*JOB:* Leave out any picture and return the remaining listing below exactly as given.
%%
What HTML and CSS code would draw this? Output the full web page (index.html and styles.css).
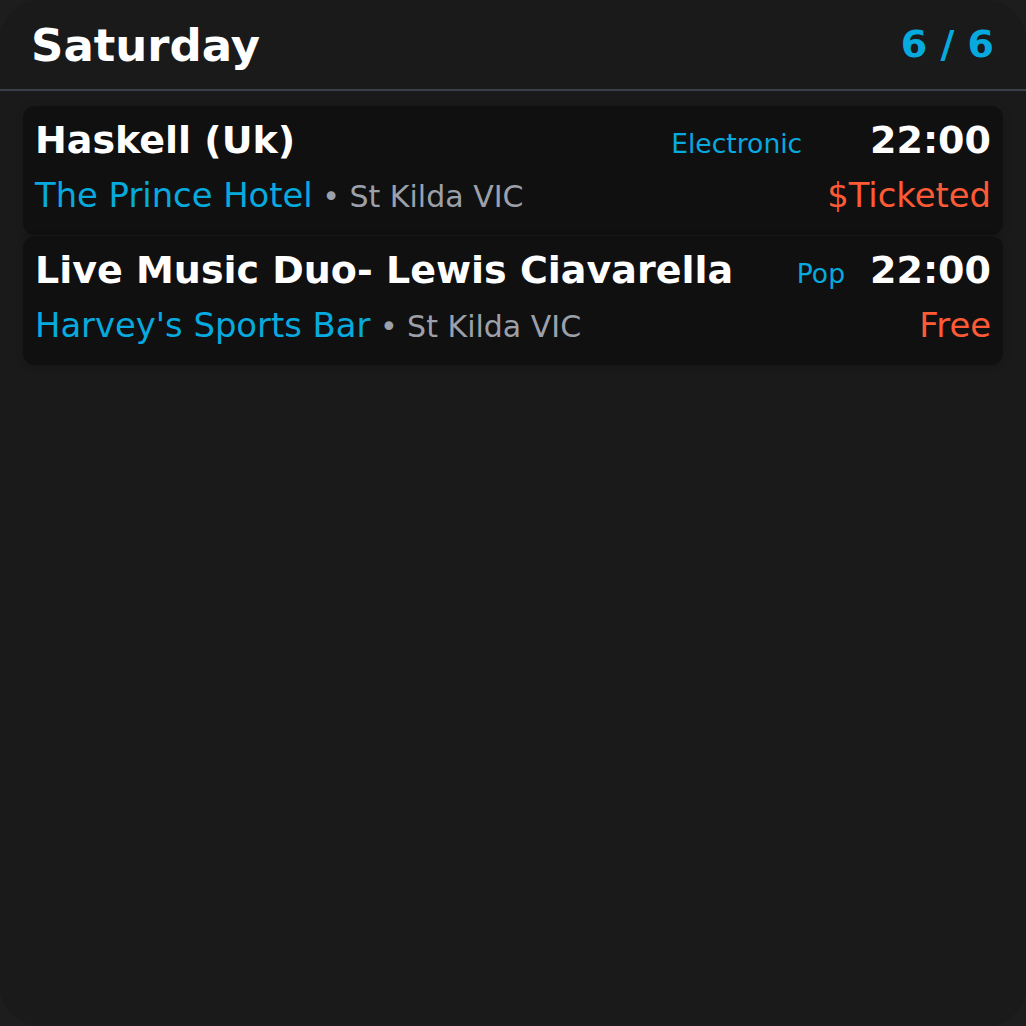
FILE: index.html
```html
<!DOCTYPE html>
<html lang="en">
<head>
<meta charset="utf-8">
<title>Saturday</title>
<link rel="stylesheet" href="styles.css">
</head>
<body>
<div class="panel">
  <header class="header">
    <h1 class="day">Saturday</h1>
    <div class="count">6 / 6</div>
  </header>
  <main class="list">
    <article class="card">
      <div class="main">
        <div class="top-row">
          <span class="title">Haskell (Uk)</span>
          <span class="genre">Electronic</span>
        </div>
        <div class="venue-row">
          <span class="venue">The Prince Hotel</span><span class="place">&nbsp;• St Kilda VIC</span>
        </div>
      </div>
      <div class="side">
        <span class="time">22:00</span>
        <span class="price">$Ticketed</span>
      </div>
    </article>
    <article class="card">
      <div class="main">
        <div class="top-row">
          <span class="title">Live Music Duo- Lewis Ciavarella</span>
          <span class="genre">Pop</span>
        </div>
        <div class="venue-row">
          <span class="venue">Harvey's Sports Bar</span><span class="place">&nbsp;• St Kilda VIC</span>
        </div>
      </div>
      <div class="side">
        <span class="time">22:00</span>
        <span class="price">Free</span>
      </div>
    </article>
  </main>
</div>
</body>
</html>
```
FILE: styles.css
```css
html, body {
  margin: 0;
  padding: 0;
  background: #1d1d1d;
}

body {
  font-family: "DejaVu Sans", "Liberation Sans", sans-serif;
  width: 1026px;
  height: 1026px;
  overflow: hidden;
}

.panel {
  width: 1026px;
  height: 1026px;
  background: #1a1a1a;
  border-radius: 40px;
  box-sizing: border-box;
  display: flex;
  flex-direction: column;
}

.header {
  display: flex;
  align-items: center;
  justify-content: space-between;
  padding: 20px 32px 17px 31px;
  border-bottom: 2px solid #3a3f4a;
}

.day {
  margin: 0;
  font-size: 45px;
  line-height: 52px;
  font-weight: bold;
  color: #ffffff;
}

.count {
  font-size: 38px;
  line-height: 44px;
  font-weight: bold;
  color: #06aade;
  padding-bottom: 4px;
}

.list {
  display: flex;
  flex-direction: column;
  gap: 1px;
  padding: 15px 23px;
}

.card {
  display: flex;
  gap: 25px;
  background: #101010;
  border-radius: 12px;
  padding: 12px 12px 20px 12px;
  box-shadow: 0 2px 8px rgba(0, 0, 0, 0.15);
}

.main {
  flex: 1;
  display: flex;
  flex-direction: column;
  gap: 14px;
  min-width: 0;
}

.top-row {
  display: flex;
  justify-content: space-between;
  align-items: baseline;
  gap: 16px;
}

.title {
  font-size: 38px;
  line-height: 44px;
  font-weight: bold;
  color: #ffffff;
  white-space: nowrap;
}

.genre {
  font-size: 26.6px;
  color: #06aade;
  white-space: nowrap;
}

.venue-row {
  display: flex;
  align-items: baseline;
  white-space: nowrap;
}

.venue {
  font-size: 33.8px;
  line-height: 39px;
  color: #06aade;
}

.place {
  font-size: 30px;
  line-height: 35px;
  color: #9ca0aa;
}

.side {
  display: flex;
  flex-direction: column;
  align-items: flex-end;
  gap: 14px;
}

.time {
  font-size: 38px;
  line-height: 44px;
  font-weight: bold;
  color: #ffffff;
}

.price {
  font-size: 33.8px;
  line-height: 39px;
  color: #ff5a36;
}
```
%%
*REPLY:*
What HTML and CSS code would draw this? Output the full web page (index.html and styles.css).
FILE: index.html
```html
<!DOCTYPE html>
<html lang="en">
<head>
<meta charset="utf-8">
<title>Saturday</title>
<link rel="stylesheet" href="styles.css">
</head>
<body>
<div class="panel">
  <header class="header">
    <h1 class="day">Saturday</h1>
    <div class="count">6 / 6</div>
  </header>
  <main class="list">
    <article class="card">
      <div class="main">
        <div class="top-row">
          <span class="title">Haskell (Uk)</span>
          <span class="genre">Electronic</span>
        </div>
        <div class="venue-row">
          <span class="venue">The Prince Hotel</span><span class="place">&nbsp;• St Kilda VIC</span>
        </div>
      </div>
      <div class="side">
        <span class="time">22:00</span>
        <span class="price">$Ticketed</span>
      </div>
    </article>
    <article class="card">
      <div class="main">
        <div class="top-row">
          <span class="title">Live Music Duo- Lewis Ciavarella</span>
          <span class="genre">Pop</span>
        </div>
        <div class="venue-row">
          <span class="venue">Harvey's Sports Bar</span><span class="place">&nbsp;• St Kilda VIC</span>
        </div>
      </div>
      <div class="side">
        <span class="time">22:00</span>
        <span class="price">Free</span>
      </div>
    </article>
  </main>
</div>
</body>
</html>
```
FILE: styles.css
```css
html, body {
  margin: 0;
  padding: 0;
  background: #1d1d1d;
}

body {
  font-family: "DejaVu Sans", "Liberation Sans", sans-serif;
  width: 1026px;
  height: 1026px;
  overflow: hidden;
}

.panel {
  width: 1026px;
  height: 1026px;
  background: #1a1a1a;
  border-radius: 40px;
  box-sizing: border-box;
  display: flex;
  flex-direction: column;
}

.header {
  display: flex;
  align-items: center;
  justify-content: space-between;
  padding: 20px 32px 17px 31px;
  border-bottom: 2px solid #3a3f4a;
}

.day {
  margin: 0;
  font-size: 45px;
  line-height: 52px;
  font-weight: bold;
  color: #ffffff;
}

.count {
  font-size: 38px;
  line-height: 44px;
  font-weight: bold;
  color: #06aade;
  padding-bottom: 4px;
}

.list {
  display: flex;
  flex-direction: column;
  gap: 1px;
  padding: 15px 23px;
}

.card {
  display: flex;
  gap: 25px;
  background: #101010;
  border-radius: 12px;
  padding: 12px 12px 20px 12px;
  box-shadow: 0 2px 8px rgba(0, 0, 0, 0.15);
}

.main {
  flex: 1;
  display: flex;
  flex-direction: column;
  gap: 14px;
  min-width: 0;
}

.top-row {
  display: flex;
  justify-content: space-between;
  align-items: baseline;
  gap: 16px;
}

.title {
  font-size: 38px;
  line-height: 44px;
  font-weight: bold;
  color: #ffffff;
  white-space: nowrap;
}

.genre {
  font-size: 26.6px;
  color: #06aade;
  white-space: nowrap;
}

.venue-row {
  display: flex;
  align-items: baseline;
  white-space: nowrap;
}

.venue {
  font-size: 33.8px;
  line-height: 39px;
  color: #06aade;
}

.place {
  font-size: 30px;
  line-height: 35px;
  color: #9ca0aa;
}

.side {
  display: flex;
  flex-direction: column;
  align-items: flex-end;
  gap: 14px;
}

.time {
  font-size: 38px;
  line-height: 44px;
  font-weight: bold;
  color: #ffffff;
}

.price {
  font-size: 33.8px;
  line-height: 39px;
  color: #ff5a36;
}
```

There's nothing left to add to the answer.